Set exercise: Write the material out again in full, word for word. Do not include the pictures.

Start Data

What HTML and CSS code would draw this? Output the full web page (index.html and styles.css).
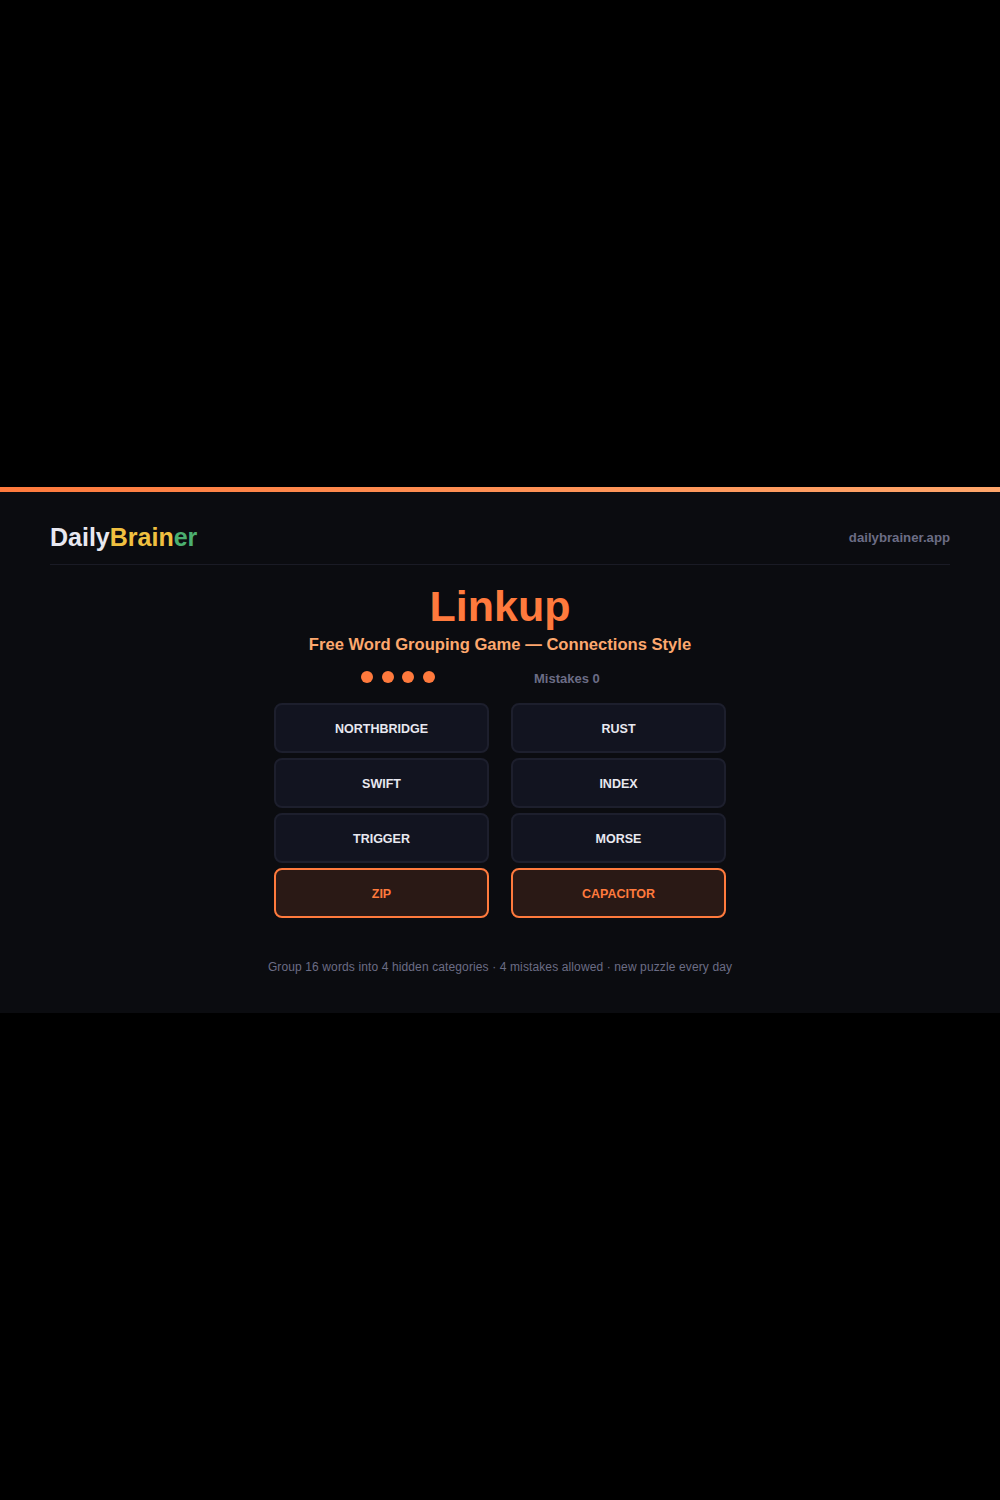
FILE: index.html
```html
<!DOCTYPE html>
<html lang="en">
<head>
  <meta charset="UTF-8">
  <title>Linkup - DailyBrainer</title>
  <link rel="stylesheet" href="styles.css">
</head>
<body>
  <div class="card">
    <div class="topbar"></div>
    <div class="inner">
      <header class="header">
        <div class="logo">Daily<span class="brain">Brain</span><span class="er">er</span></div>
        <div class="site">dailybrainer.app</div>
      </header>

      <h1 class="title">Linkup</h1>
      <p class="subtitle">Free Word Grouping Game — Connections Style</p>

      <div class="status">
        <div class="lives">
          <span class="dot"></span><span class="dot"></span><span class="dot"></span><span class="dot"></span>
        </div>
        <div class="mistakes">Mistakes 0</div>
      </div>

      <div class="grid" id="grid"></div>

      <p class="note">Group 16 words into 4 hidden categories · 4 mistakes allowed · new puzzle every day</p>
    </div>
  </div>

  <script>
    const words = ["NORTHBRIDGE", "RUST", "SWIFT", "INDEX", "TRIGGER", "MORSE", "ZIP", "CAPACITOR"];
    const selected = ["ZIP", "CAPACITOR"];

    const grid = document.getElementById("grid");
    for (const word of words) {
      const tile = document.createElement("button");
      tile.className = "tile" + (selected.includes(word) ? " selected" : "");
      tile.textContent = word;
      tile.addEventListener("click", () => tile.classList.toggle("selected"));
      grid.appendChild(tile);
    }
  </script>
</body>
</html>
```

FILE: styles.css
```css
html, body { margin: 0; background: #000; }
body { min-height: 100vh; display: flex; flex-direction: column; justify-content: center; font-family: "Liberation Sans", Arial, sans-serif; }

.card { background: #0b0c10; }
.topbar { height: 5px; background: linear-gradient(90deg, #ff7a3d, #ffa66b); }
.inner { padding: 0 50px 38px; }

.header { display: flex; justify-content: space-between; align-items: center; padding: 30px 0 12px; border-bottom: 1px solid #1a1b25; }
.logo { font-size: 25px; font-weight: bold; line-height: 30px; color: #e8e8f0; }
.logo .brain { color: #f0c040; }
.logo .er { color: #4caf70; }
.site { font-size: 13.2px; font-weight: bold; line-height: 18px; padding-top: 2px; color: #6b6d85; }

.title { margin: 16px 0 0; font-size: 43px; line-height: 50px; text-align: center; color: #ff7a3d; }
.subtitle { margin: 3px 0 0; font-size: 16.6px; line-height: 22px; font-weight: bold; text-align: center; color: #fda86e; }

.status { display: flex; justify-content: center; align-items: center; gap: 99px; height: 20px; margin-top: 11px; }
.lives { display: flex; gap: 8.7px; }
.dot { width: 12px; height: 12px; border-radius: 50%; background: #ff7a3d; }
.mistakes { width: 105px; font-size: 13px; font-weight: bold; padding-top: 2px; color: #6b6d85; }

.grid { width: 452px; margin: 16px auto 0; display: grid; grid-template-columns: 1fr 1fr; column-gap: 22px; row-gap: 5px; }
.tile { height: 50px; padding: 2px 0 0; border: 2px solid #1d1f2d; border-radius: 8px; background: #121420; color: #e8e8f0; font-family: inherit; font-size: 12.5px; font-weight: bold; cursor: pointer; }
.tile.selected { background: #2a1915; border-color: #ff7a3d; color: #ff7a3d; }

.note { margin: 41px 0 0; font-size: 12px; line-height: 16px; letter-spacing: 0.12px; text-align: center; color: #6b6d85; }
```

End Data

Output for this exercise:
What HTML and CSS code would draw this? Output the full web page (index.html and styles.css).
FILE: index.html
```html
<!DOCTYPE html>
<html lang="en">
<head>
  <meta charset="UTF-8">
  <title>Linkup - DailyBrainer</title>
  <link rel="stylesheet" href="styles.css">
</head>
<body>
  <div class="card">
    <div class="topbar"></div>
    <div class="inner">
      <header class="header">
        <div class="logo">Daily<span class="brain">Brain</span><span class="er">er</span></div>
        <div class="site">dailybrainer.app</div>
      </header>

      <h1 class="title">Linkup</h1>
      <p class="subtitle">Free Word Grouping Game — Connections Style</p>

      <div class="status">
        <div class="lives">
          <span class="dot"></span><span class="dot"></span><span class="dot"></span><span class="dot"></span>
        </div>
        <div class="mistakes">Mistakes 0</div>
      </div>

      <div class="grid" id="grid"></div>

      <p class="note">Group 16 words into 4 hidden categories · 4 mistakes allowed · new puzzle every day</p>
    </div>
  </div>

  <script>
    const words = ["NORTHBRIDGE", "RUST", "SWIFT", "INDEX", "TRIGGER", "MORSE", "ZIP", "CAPACITOR"];
    const selected = ["ZIP", "CAPACITOR"];

    const grid = document.getElementById("grid");
    for (const word of words) {
      const tile = document.createElement("button");
      tile.className = "tile" + (selected.includes(word) ? " selected" : "");
      tile.textContent = word;
      tile.addEventListener("click", () => tile.classList.toggle("selected"));
      grid.appendChild(tile);
    }
  </script>
</body>
</html>
```

FILE: styles.css
```css
html, body { margin: 0; background: #000; }
body { min-height: 100vh; display: flex; flex-direction: column; justify-content: center; font-family: "Liberation Sans", Arial, sans-serif; }

.card { background: #0b0c10; }
.topbar { height: 5px; background: linear-gradient(90deg, #ff7a3d, #ffa66b); }
.inner { padding: 0 50px 38px; }

.header { display: flex; justify-content: space-between; align-items: center; padding: 30px 0 12px; border-bottom: 1px solid #1a1b25; }
.logo { font-size: 25px; font-weight: bold; line-height: 30px; color: #e8e8f0; }
.logo .brain { color: #f0c040; }
.logo .er { color: #4caf70; }
.site { font-size: 13.2px; font-weight: bold; line-height: 18px; padding-top: 2px; color: #6b6d85; }

.title { margin: 16px 0 0; font-size: 43px; line-height: 50px; text-align: center; color: #ff7a3d; }
.subtitle { margin: 3px 0 0; font-size: 16.6px; line-height: 22px; font-weight: bold; text-align: center; color: #fda86e; }

.status { display: flex; justify-content: center; align-items: center; gap: 99px; height: 20px; margin-top: 11px; }
.lives { display: flex; gap: 8.7px; }
.dot { width: 12px; height: 12px; border-radius: 50%; background: #ff7a3d; }
.mistakes { width: 105px; font-size: 13px; font-weight: bold; padding-top: 2px; color: #6b6d85; }

.grid { width: 452px; margin: 16px auto 0; display: grid; grid-template-columns: 1fr 1fr; column-gap: 22px; row-gap: 5px; }
.tile { height: 50px; padding: 2px 0 0; border: 2px solid #1d1f2d; border-radius: 8px; background: #121420; color: #e8e8f0; font-family: inherit; font-size: 12.5px; font-weight: bold; cursor: pointer; }
.tile.selected { background: #2a1915; border-color: #ff7a3d; color: #ff7a3d; }

.note { margin: 41px 0 0; font-size: 12px; line-height: 16px; letter-spacing: 0.12px; text-align: center; color: #6b6d85; }
```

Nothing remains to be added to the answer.